As lonely as I am out here, it's nice knowing that I'm secure with myself. It's impossible to have someone love u when u dont even love yourself. I'm hoping that this year just gets better and better, and that I continue to love myself more and more. Hopefully this confidence and inner acceptance manifest itself on the outside and catches the attention of some wonderful people! =)

Sunday, January 16, 2011

I am Not a Bad Girl

So I'm having a convo with a "friend" of mine and I tell him that I havent smoked since March. His response was that I'm officially no longer a bad girl.... o_0

That was odd to me because I never thought of myself as a bad girl. But now that I think of it, I kind of was/am. I only thought of myself as good because I'm a pure virgin. But thats really it. I've smoked, drank well before I turned 21, got tattoos and piercings behind my parents back, and done quit a few other things that definitely wouldnt be considered "good."

I just thought it was funny that the ONLY reason I considered myself a good girl was because I've never had sex and because I'm in school (and am doing good, but not even great). Lol. I mean technically, I'm just as bad, if not worse than some of friends, the only difference is that I'm slick with mine and dont go telling the world everytime I do something.

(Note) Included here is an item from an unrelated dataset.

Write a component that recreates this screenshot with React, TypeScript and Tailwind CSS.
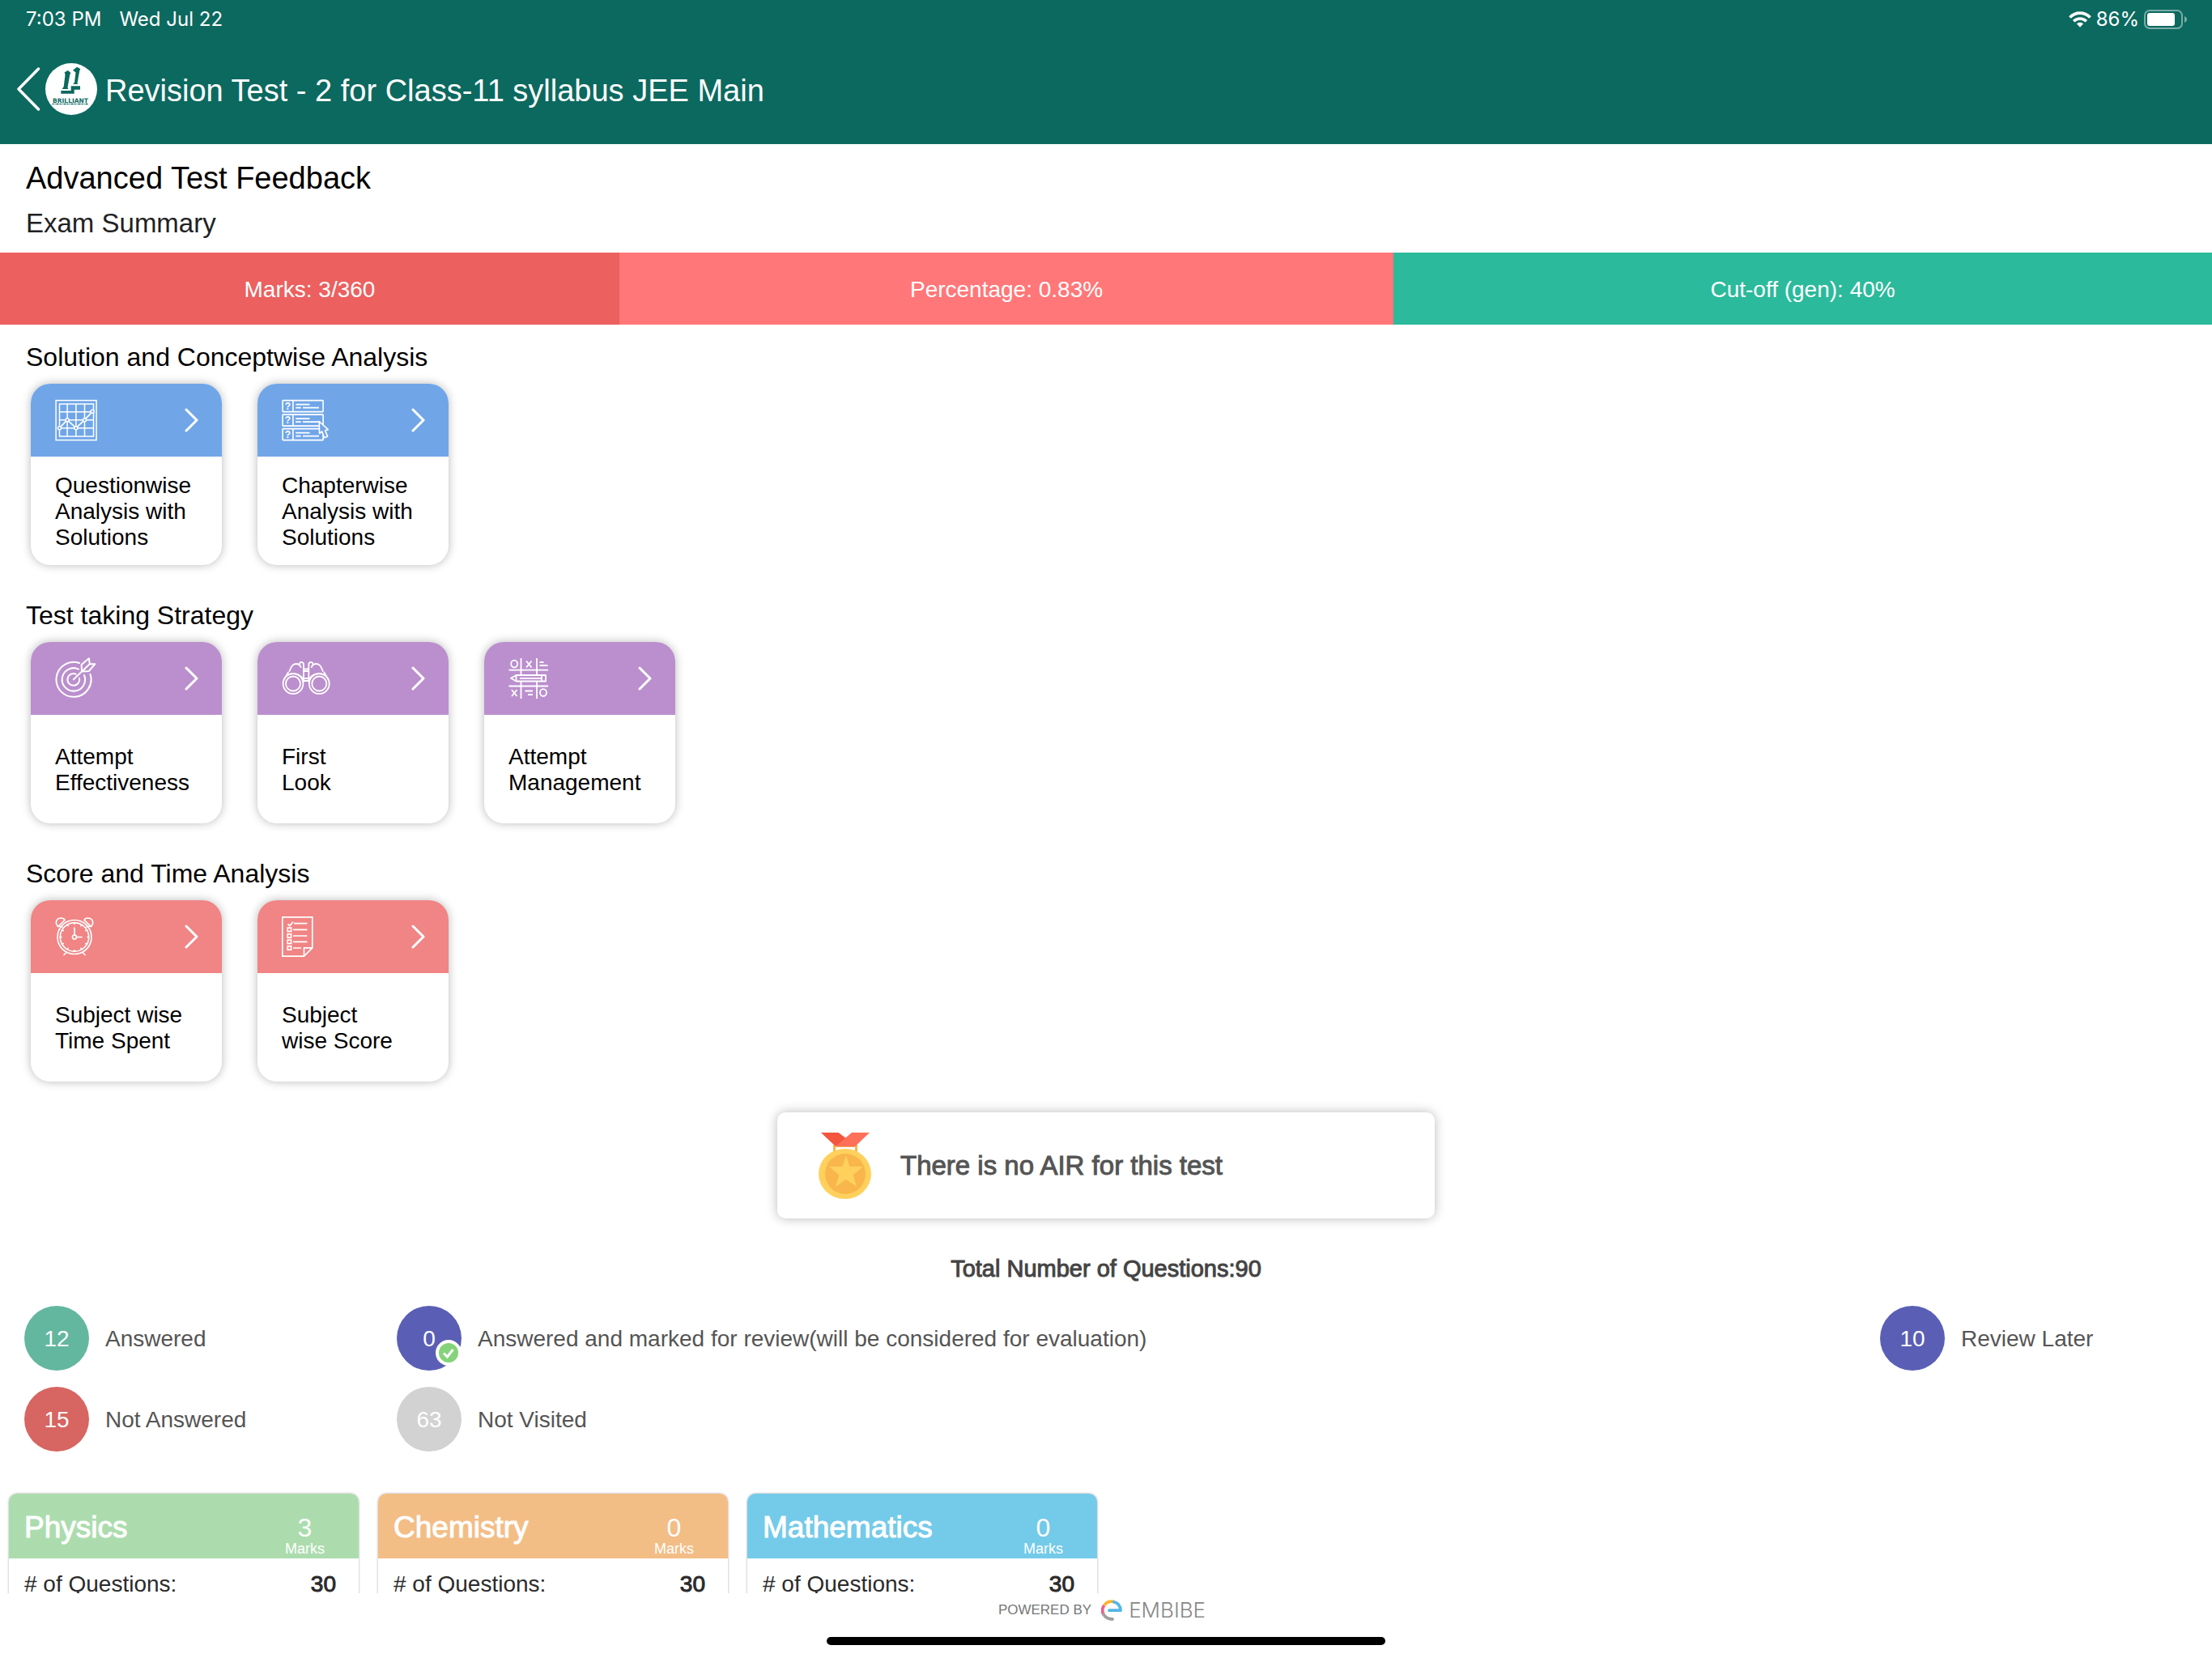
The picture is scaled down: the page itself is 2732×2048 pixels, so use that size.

Hmm. Just a little food for thought. I gotta keep checking and analyzing myself. If not, this road to maturity would be impossible....

Saturday, January 15, 2011

Hair-spiration

*pretty picture heavy





























All seen here: http://hairlikeme.tumblr.com/ and here http://fuckyeahnaturalhair.tumblr.com/

I am NOT Better

I have a tendency to think I'm "better" than some people. I've been through a lot in my life, but was also blessed with parents who helped me to accomplish alot. As hard as I try not to, I sometimes look down on people. But it's never on purpose, and whenever I realize I'm doing it, I immediately try to derail that train of thought. I feel like that as human beings we tend to automatically look down upon one another. But what we all, including myself, need to realize is that just because some of us were blessed with certain opportunities that allowed us to live "successful" lives (at least according to societal norms), that doesnt mean that those who arent as blessed aren't just as great. Anywho, I'm only writing this because I'm always trying to better myself and when I notice something about my personality that I don't particularly like, or something that I wouldnt like if it were done by someone else, I always try to analyze it and figure out how I can go about changing it. It's all apart of my journey to become a more mature individual...

Friday, January 14, 2011

I Just Gotta Say

That I am freaking L-O-V-E-ing my hair right now!!!

It's getting so thick and healthy! I just...have no words. Its just so beautiful. and im so glad that despite what my family and others think about it and how many times they call it nappy, i can still embrace it, and fall more in love with it everyday!!!!


Wednesday, January 12, 2011

Nail Polish Post



*with flash



*without flash


OPI "Simmer and Shimmer" and "Bring on the Bling"

Friday, January 7, 2011

And It Begins

i've been spending alot lately, and it's really not okay. so i've decided to stop all unnecessary spending. starting now, im only buying the essentials. im going to take it month by month. but ideally, i would like to not spend for the whole semester. i was pretty successful in my no spendng beore. hopefully i can do even bettr this time!

Monday, January 3, 2011

"And Tell Cornell West that I'm Trynna Steal His FroOo!"

















*Once upon a time, I wouldn't dare leave my house like this. Now-a-days, not only did I go out, but I took a photo shoot. lol

Nail Polish of the Week


*with flash


*without flash



"Simmer and Shimmer" by OPI


I once told myself that I would NEVER wear glitter nail polish....then I saw this! And I am now hooked. This color is gorgeous to me. I love looking down at my fingers and seeing flakes of prettiness staring at me. lol. I love glitter polish so much that I'm having my local supply hold a bottle of gold OPI polish for me. I am now an addict. lol




-Disclaimer: please dont mind the newspaper, its all I could find. lol...oh. and didnt you notice the pic quality? my parents got me a camera for Christmas. They're the best!!!

Saturday, January 1, 2011

2010

2010

Users
Movers
Liars
And "him"
That's really all I have to say
About twenty-ten.

Lets hope the next year
Is more inspiring.




At its core, 2010 was kind of boring.
I was boring. lol

My resolution for 2011, is of course, to be a better me.
To continue to grow.

My friend came up with a wonderful resolution, that I've chosen to steal

-To try to do things outside of my comfort zone. No more being safe inside my little box.

I really like that, and think it's a very simple yet noteworthy change that needs to occur in my life.

As this new year gets started, I'm trying not to get too hyped.

My motto for the year: "live with few expectations, just take advantage of every opportunity as it comes."

It's not too optimistic, yet not all emo and pessimistic. Just how I like it! lol




*Sorry about the stream of concious writing. I really didn't think this through before I started typing.